The highly urbanized city of Iloilo City and the province of Guimaras were last represented as part of Iloilo in 1986 and 1995, respectively.

== History ==
Iloilo was divided into five representative districts in 1907. Minor adjustments were made to the composition of the third, fourth, and fifth districts through Act No. 3036 enacted on March 9, 1922. When seats for the upper house of the Philippine Legislature were elected from territory-based districts between 1916 and 1935, the province formed part of the seventh senatorial district which elected two out of the 24-member senate.

In the disruption caused by the Second World War, two delegates represented the province in the National Assembly of the Japanese-sponsored Second Philippine Republic: one was the provincial governor (an ex officio member), while the other was elected through a provincial assembly of KALIBAPI members during the Japanese occupation of the Philippines. Iloilo City, being a chartered city, was represented separately in this short-lived legislative body. Upon the restoration of the Philippine Commonwealth in 1945, the province retained its five pre-war representative districts.

The province was represented in the Interim Batasang Pambansa as part of Region VI from 1978 to 1984. In 1984 the province elected five representatives, at large, to the Regular Batasang Pambansa.
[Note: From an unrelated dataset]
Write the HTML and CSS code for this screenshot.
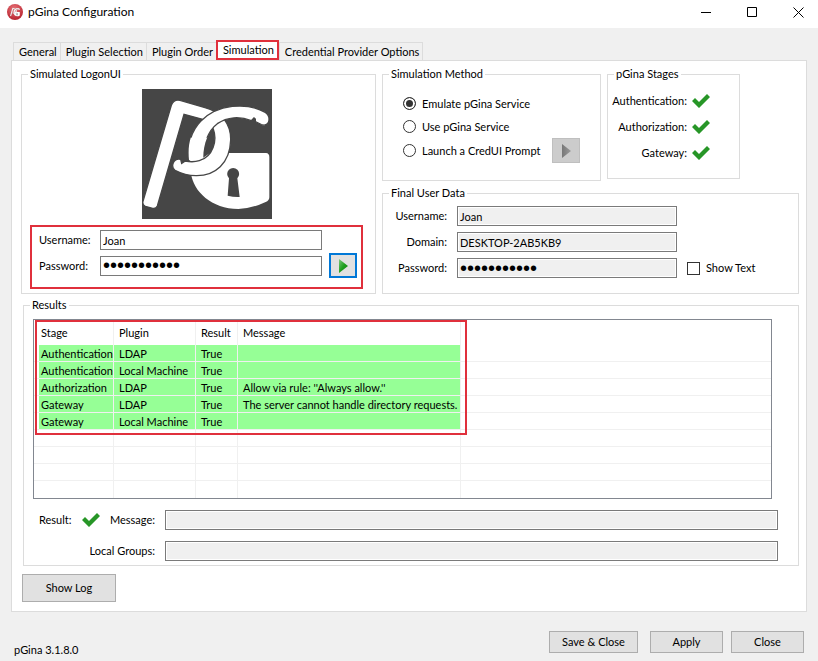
FILE: index.html
```html
<!DOCTYPE html>
<html lang="en">
<head>
<meta charset="utf-8">
<title>pGina Configuration</title>
<link rel="stylesheet" href="styles.css">
</head>
<body>
<svg class="defs" aria-hidden="true">
  <defs>
    <clipPath id="upper"><rect x="160" y="27" width="266" height="146"/></clipPath>
    <path id="shackle" d="M415 128 Q422 108 406 97 C350 66 262 72 212 124 C178 160 173 200 177 240 L220 240 C218 196 234 152 262 131 C292 110 330 108 364 122 L372 114 L376 117 L376 125 L394 134 Q409 139 415 128Z"/>
    <symbol id="pg" viewBox="36 27 390 390">
      <g fill="#fff">
        <use href="#shackle"/>
        <path d="M178 230 L210 240 L240 219 L408 219 Q418 220 418 231 L418 352 Q418 362 407 366 Q365 386 325 387 C245 387 190 335 183 280Z"/>
        <path class="gap" d="M39 364 L124 76 Q131 57 150 61 L225 83 C278 97 303 135 302 180 C300 250 255 288 198 287 C175 287 152 280 135 271 Q124 262 130 248 Q138 234 152 238 L155 250 L166 243 C180 246 195 246 208 242 C250 230 262 180 250 148 C243 130 235 124 218 118 L162 103 L82 378 Q78 387 68 385 L46 379 Q36 374 39 364Z"/>
        <use class="gap" href="#shackle" clip-path="url(#upper)"/>
      </g>
      <path class="keyhole" d="M297 295 A18 18 0 1 1 322 295 L329 351 Q311 352 293 347Z"/>
    </symbol>
    <symbol id="check" viewBox="0 0 18 14"><path fill="#279627" d="M0 7 L3 4 L7 8 L15 0 L18 3 L7 14Z"/></symbol>
    <linearGradient id="green" x1="0" y1="0" x2="1" y2="1"><stop offset="0" stop-color="#7fc67f"/><stop offset=".5" stop-color="#1fa01f"/><stop offset="1" stop-color="#0c7d0c"/></linearGradient>
    <linearGradient id="gray" x1="0" y1="0" x2="1" y2="0"><stop offset="0" stop-color="#777"/><stop offset="1" stop-color="#9a9a9a"/></linearGradient>
    <radialGradient id="red" cx=".45" cy=".3" r=".7"><stop offset="0" stop-color="#e8747a"/><stop offset="1" stop-color="#b8232e"/></radialGradient>
  </defs>
</svg>
<div class="window">
  <header class="titlebar">
    <svg class="app-icon" viewBox="0 0 16 16" aria-hidden="true"><circle cx="8" cy="8" r="8" fill="url(#red)"/><use href="#pg" x="2" y="3" width="12" height="10"/></svg>
    <h1>pGina Configuration</h1>
    <div class="window-controls">
      <button type="button" aria-label="Minimize"><svg viewBox="0 0 11 11"><path d="M0 5.5H10"/></svg></button>
      <button type="button" aria-label="Maximize"><svg viewBox="0 0 11 11"><path d="M.5 .5H9.500V9.500H.5Z"/></svg></button>
      <button type="button" aria-label="Close window"><svg viewBox="0 0 11 11"><path d="M.5 .5L10.500 10.500M10.500 .5L.5 10.500"/></svg></button>
    </div>
  </header>
  <main>
    <div class="tabs" role="tablist">
      <button type="button" role="tab">General</button>
      <button type="button" role="tab">Plugin Selection</button>
      <button type="button" role="tab">Plugin Order</button>
      <button type="button" role="tab" class="active" aria-selected="true">Simulation</button>
      <button type="button" role="tab">Credential Provider Options</button>
    </div>
    <section class="panel">
      <div class="top">
        <fieldset class="logon">
          <legend>Simulated LogonUI</legend>
          <svg class="logo" role="img" aria-label="pGina"><use href="#pg"/></svg>
          <div class="login">
            <label for="user">Username:</label>
            <input id="user" type="text" value="Joan">
            <label for="pass">Password:</label>
            <input id="pass" type="password" value="abcdefghijk">
            <button type="button" class="play" aria-label="Log on"><svg viewBox="0 0 10 14"><path fill="url(#green)" d="M1 0L10 7L1 14Z"/></svg></button>
          </div>
        </fieldset>
        <div class="side">
          <div class="side-top">
            <fieldset class="method">
              <legend>Simulation Method</legend>
              <label><input type="radio" name="method" checked>Emulate pGina Service</label>
              <label><input type="radio" name="method">Use pGina Service</label>
              <div class="prompt-row">
                <label><input type="radio" name="method">Launch a CredUI Prompt</label>
                <button type="button" class="play" disabled aria-label="Launch prompt"><svg viewBox="0 0 10 14"><path fill="url(#gray)" d="M1 0L10 7L1 14Z"/></svg></button>
              </div>
            </fieldset>
            <fieldset class="stages">
              <legend>pGina Stages</legend>
              <p>Authentication: <svg class="check"><use href="#check"/></svg></p>
              <p>Authorization: <svg class="check"><use href="#check"/></svg></p>
              <p>Gateway: <svg class="check"><use href="#check"/></svg></p>
            </fieldset>
          </div>
          <fieldset class="final">
            <legend>Final User Data</legend>
            <label for="fuser">Username:</label>
            <input id="fuser" type="text" value="Joan" readonly>
            <label for="fdomain">Domain:</label>
            <input id="fdomain" type="text" value="DESKTOP-2AB5KB9" readonly>
            <label for="fpass">Password:</label>
            <input id="fpass" type="password" value="abcdefghijk" readonly>
            <label class="show"><input type="checkbox">Show Text</label>
          </fieldset>
        </div>
      </div>
      <fieldset class="results">
        <legend>Results</legend>
        <div class="list">
          <table>
            <colgroup><col class="c-stage"><col class="c-plugin"><col class="c-result"><col class="c-message"><col></colgroup>
            <thead><tr><th>Stage</th><th>Plugin</th><th>Result</th><th>Message</th><th></th></tr></thead>
            <tbody>
              <tr class="ok"><td>Authentication</td><td>LDAP</td><td>True</td><td></td><td></td></tr>
              <tr class="ok"><td>Authentication</td><td>Local Machine</td><td>True</td><td></td><td></td></tr>
              <tr class="ok"><td>Authorization</td><td>LDAP</td><td>True</td><td>Allow via rule: ''Always allow.''</td><td></td></tr>
              <tr class="ok"><td>Gateway</td><td>LDAP</td><td>True</td><td>The server cannot handle directory requests.</td><td></td></tr>
              <tr class="ok"><td>Gateway</td><td>Local Machine</td><td>True</td><td></td><td></td></tr>
              <tr><td></td><td></td><td></td><td></td><td></td></tr>
              <tr><td></td><td></td><td></td><td></td><td></td></tr>
              <tr><td></td><td></td><td></td><td></td><td></td></tr>
              <tr><td></td><td></td><td></td><td></td><td></td></tr>
            </tbody>
          </table>
          <div class="highlight"></div>
        </div>
        <div class="summary">
          <div class="summary-label"><span>Result:</span><svg class="check"><use href="#check"/></svg><label for="msg">Message:</label></div>
          <input id="msg" type="text" readonly>
          <label for="groups">Local Groups:</label>
          <input id="groups" type="text" readonly>
        </div>
      </fieldset>
      <button type="button" class="btn log">Show Log</button>
    </section>
  </main>
  <footer>
    <span class="version">pGina 3.1.8.0</span>
    <button type="button" class="btn save">Save &amp; Close</button>
    <button type="button" class="btn apply">Apply</button>
    <button type="button" class="btn">Close</button>
  </footer>
</div>
</body>
</html>
```
FILE: styles.css
```css
* { box-sizing: border-box; }
body {
  margin: 0;
  background: #f0f0f0;
  color: #000;
  font: 11px/16px Lato, "Liberation Sans", sans-serif;
}
button, input { font: inherit; color: inherit; margin: 0; }
p, h1 { margin: 0; }
svg { display: block; }
.defs { position: absolute; width: 0; height: 0; }
.gap { stroke: #464646; stroke-width: 4px; }
.keyhole { fill: #464646; }
.window { min-height: 100vh; display: flex; flex-direction: column; }

.titlebar { height: 28px; display: flex; align-items: center; background: #fff; padding: 0 0 4px 7px; }
.titlebar h1 { flex: 1; margin-left: 5px; font-size: 12px; font-weight: 400; }
.app-icon { width: 16px; height: 16px; }
.app-icon .gap { stroke: none; }
.window-controls { display: flex; gap: 6px; }
.window-controls button { width: 40px; height: 24px; padding: 0; border: 0; background: none; display: grid; place-items: center; }
.window-controls svg { width: 11px; height: 11px; fill: none; stroke: #000; stroke-width: 1px; }

main { flex: 1; padding: 12px 11px 0; display: flex; flex-direction: column; }
.tabs { display: flex; align-items: flex-end; height: 20px; padding-left: 2px; }
.tabs button { height: 18px; padding: 1px 3px 0 5px; border: 1px solid #dcdcdc; border-width: 1px 0 0 1px; background: #f0f0f0; white-space: nowrap; line-height: 14px; }
.tabs button:last-child { border-right-width: 1px; }
.tabs .active { height: 20px; border: 2px solid #e0303c; background: #fff; padding: 0 3px 0 5px; }
.panel { flex: 1; border: 1px solid #dcdcdc; background: #fff; padding: 5px 7px 9px 9px; }

fieldset { margin: 0; padding: 0; border: 1px solid #dcdcdc; min-width: 0; }
legend { margin-left: 6px; padding: 0 2px; height: 16px; }
.top { display: grid; grid-template-columns: 355fr 417fr; gap: 6px; }
.logon { padding: 7px 12px 4px 8px; }
.logon legend { margin-left: -2px; }
.logo { width: 130px; height: 130px; margin: 0 0 6px 112px; background: #464646; }
.login { border: 2px solid #e0303c; padding: 3px 4px 9px 7px; display: grid; grid-template-columns: 54px 1fr 28px; column-gap: 7px; row-gap: 3px; align-items: center; }
.login label { grid-column: 1; }
input[type=text], input[type=password] { width: 100%; min-width: 0; height: 20px; border: 1px solid #7a7a7a; border-radius: 0; padding: 0 2px; background: #fff; outline: 0; }
input[type=password] { font: 20px/18px "Liberation Sans", sans-serif; }
input[readonly] { background: #f0f0f0 !important; box-shadow: inset 0 0 0 1px #fff; }
.play { width: 28px; height: 25px; padding: 0; border: 2px solid #0078d7; background: #e1e1e1; display: grid; place-items: center; }
.play:disabled { border: 1px solid #bfbfbf; background: #ccc; }
.play svg { width: 10px; height: 14px; }

.side { display: flex; flex-direction: column; gap: 4px; }
.side-top { display: flex; gap: 6px; }
.method { flex: 0 1 219px; padding: 10px 20px 17px; }
.method legend { margin-left: -14px; }
.method label { display: flex; align-items: center; gap: 6px; height: 23px; white-space: nowrap; }
.prompt-row { display: flex; align-items: center; justify-content: space-between; }
input[type=radio], input[type=checkbox] { appearance: none; flex: none; width: 13px; height: 13px; border: 1px solid #333; background: #fff; }
input[type=radio] { border-radius: 50%; }
input[type=radio]:checked { background: #333; box-shadow: inset 0 0 0 2px #fff; }
.stages { flex: 0 1 133px; align-self: flex-start; padding: 6px 29px 12px 0; }
.stages p { height: 26px; display: flex; align-items: center; justify-content: flex-end; gap: 5px; }
.check { width: 18px; height: 14px; flex: none; }
.final { flex: 1; display: grid; grid-template-columns: 60px 220fr 111fr; column-gap: 10px; row-gap: 6px; padding: 5px 0 15px 4px; align-items: center; }
.final legend { margin-left: 2px; }
.final > label:not(.show) { grid-column: 1; text-align: right; }
.show { display: flex; align-items: center; gap: 6px; }

.results { margin: 3px 0 0 2px; padding: 6px 20px 4px 9px; }
.results legend { margin-left: -3px; }
.list { position: relative; margin-right: 6px; border: 1px solid #828790; }
table { width: 100%; border-collapse: separate; border-spacing: 0; table-layout: fixed; }
.c-stage { width: 80px; }
.c-plugin { width: 82px; }
.c-result { width: 42px; }
.c-message { width: 223px; }
th, td { padding: 0 0 0 5px; text-align: left; font-weight: 400; white-space: nowrap; border-right: 1px solid #f0f0f0; }
th:first-child, td:first-child { padding-left: 7px; }
th:last-child, td:last-child { border-right: 0; }
th { height: 25px; }
td { height: 17px; padding-top: 2px; line-height: 14px; border-bottom: 1px solid #f0f0f0; }
tr:last-child td { border-bottom: 0; }
.ok td:not(:last-child) { background: #96ff96; }
.ok td:first-child { background: linear-gradient(to right, #fff 5px, #96ff96 5px) !important; }
.highlight { position: absolute; left: 1px; top: 0; width: 432px; height: 115px; border: 2px solid #e0303c; }
.summary { display: grid; grid-template-columns: 122px 1fr; column-gap: 10px; row-gap: 11px; margin-top: 11px; align-items: center; text-align: right; }
.summary-label { display: flex; align-items: center; justify-content: space-between; padding-left: 6px; }

.btn { height: 22px; min-width: 73px; padding: 0 10px; border: 1px solid #adadad; background: #e1e1e1; white-space: nowrap; }
.log { display: block; width: 94px; height: 28px; margin: 8px 0 0 1px; }
footer { display: flex; align-items: flex-start; padding: 19px 14px 3px; }
.version { flex: 1; padding-top: 11px; }
.save { width: 89px; margin-right: 12px; }
.apply { margin-right: 8px; }
```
The province, excluding the highly urbanized of city of Iloilo, was reapportioned into five congressional districts under the new Constitution which was proclaimed on February 11, 1987. The five districts elected members to the restored House of Representatives starting that same year. Iloilo City also elected its own representative in the 1987 election.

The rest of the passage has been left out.